Improved Data Monitoring and Analysis

Data plays a crucial role in tracking the success of recycling programs. New York City is planning to enhance its data monitoring and analysis capabilities to assess the effectiveness of its recycling initiatives. This data-driven approach will help identify areas for improvement and allocate resources more efficiently.

The Impact – The Importance of Recycling For A Sustainable Future

Recycling in New York City has evolved from modest beginnings to become a crucial component of the city’s sustainability efforts. While challenges persist, the city’s commitment to recycling and environmental stewardship remains steadfast. As New York City continues to grow and evolve, so too will its recycling programs, contributing to a greener and more sustainable urban future. By addressing challenges, embracing innovation, and engaging the community, New York City can continue to lead the way in urban recycling and inspire other cities to follow suit. Recycling in the city is not just a practical necessity; it’s a testament to the resilience and determination of one of the world’s greatest metropolises to build a more sustainable future for generations to come.
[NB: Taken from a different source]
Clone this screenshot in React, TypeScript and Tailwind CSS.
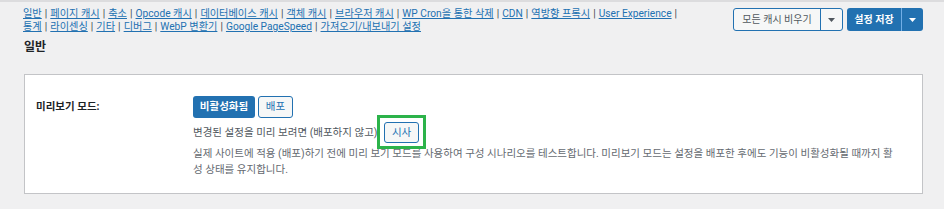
import React from "react";

const row1 = [
  "일반",
  "페이지 캐시",
  "축소",
  "Opcode 캐시",
  "데이터베이스 캐시",
  "객체 캐시",
  "브라우저 캐시",
  "WP Cron을 통한 삭제",
  "CDN",
  "역방향 프록시",
  "User Experience",
];

const row2 = [
  "통계",
  "라이센싱",
  "기타",
  "디버그",
  "WebP 변환기",
  "Google PageSpeed",
  "가져오기/내보내기 설정",
];

const Caret = ({ color }: { color: string }) => (
  <svg width="7" height="4" viewBox="0 0 7 4" fill={color}>
    <path d="M0 0h7L3.5 4z" />
  </svg>
);

const LinkRow = ({ items, trailing }: { items: string[]; trailing: boolean }) => (
  <div className="whitespace-nowrap">
    {items.map((l, i) => (
      <span key={l}>
        <a href="#" className="text-[#2271b1] underline">
          {l}
        </a>
        {(trailing || i < items.length - 1) && (
          <span className="text-[#3c434a] px-[0.5px]"> | </span>
        )}
      </span>
    ))}
  </div>
);

const App: React.FC = () => {
  return (
    <div
      className="w-[944px] h-[209px] bg-[#f0f0f1] overflow-hidden text-[#1d2327]"
      style={{ fontFamily: 'Roboto, "Noto Sans CJK KR", sans-serif' }}
    >
      <div className="h-[2px] bg-[#dcdcde]" />

      {/* top bar: tab links + actions */}
      <div className="flex items-start pt-[5px]">
        <nav className="ml-[23px] text-[10.2px] leading-[13px]">
          <LinkRow items={row1} trailing />
          <LinkRow items={row2} trailing={false} />
        </nav>

        <div className="ml-auto mr-[21px] flex gap-[4px] pt-[1px]">
          <div className="flex h-[23px] border border-[#2271b1] rounded-[3px] bg-[#f6f7f7]">
            <button className="w-[87px] text-[10px] text-[#50575e] border-r border-[#2271b1]">
              모든 캐시 비우기
            </button>
            <button className="w-[21px] flex items-center justify-center">
              <Caret color="#50575e" />
            </button>
          </div>
          <div className="flex h-[23px] rounded-[3px] bg-[#2271b1]">
            <button className="w-[55px] text-[10px] font-semibold text-white border-r border-[#72aee6]">
              설정 저장
            </button>
            <button className="w-[21px] flex items-center justify-center">
              <Caret color="#ffffff" />
            </button>
          </div>
        </div>
      </div>

      <h2 className="pl-[24px] mt-[6px] text-[12px] leading-[16px] font-bold">일반</h2>

      {/* settings panel */}
      <div className="ml-[24px] mr-[21px] mt-[19px] h-[120px] bg-white border border-[#c3c4c7] flex pl-[11px] pt-[21px]">
        <div className="w-[157px] pt-[4px] text-[10.5px] leading-[14px] font-bold">미리보기 모드:</div>

        <div className="flex-1">
          <div className="flex gap-[3px]">
            <button className="h-[22px] w-[62px] rounded-[3px] bg-[#2271b1] text-white text-[10.5px] font-semibold">
              비활성화됨
            </button>
            <button className="h-[22px] w-[35px] rounded-[3px] border border-[#2271b1] bg-[#f6f7f7] text-[#2271b1] text-[10.5px]">
              배포
            </button>
          </div>

          <div className="flex items-center gap-[4px] mt-[4px] text-[10.5px] text-[#50575e]">
            <span>변경된 설정을 미리 보려면 (배포하지 않고):</span>
            <div className="relative">
              <button className="h-[21px] w-[35px] rounded-[3px] border border-[#2271b1] bg-[#f6f7f7] text-[#2271b1] text-[10.5px]">
                시사
              </button>
              <div className="absolute -left-[7px] -right-[7px] -top-[7px] -bottom-[6px] border-[3px] border-[#2cb34a]" />
            </div>
          </div>

          <p className="w-[708px] mt-[3px] text-[10.5px] leading-[16px] text-[#646970]">
            실제 사이트에 적용 (배포)하기 전에 미리 보기 모드를 사용하여 구성 시나리오를 테스트합니다. 미리보기 모드는 설정을 배포한 후에도 기능이 비활성화될 때까지 활성 상태를 유지합니다.
          </p>
        </div>
      </div>
    </div>
  );
};

export default App;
The proposed improvements to New York City’s program mentioned in this recycling guide reflect a commitment to environmental sustainability, waste reduction, and community engagement. These changes, which include streamlined collection, expanded education, improved infrastructure, and incentives, aim to make recycling easier and more accessible for all residents. By taking these steps, including introducing Local Law 97, New York City is not only contributing to a greener future but also setting an example for other urban centers around the world to follow.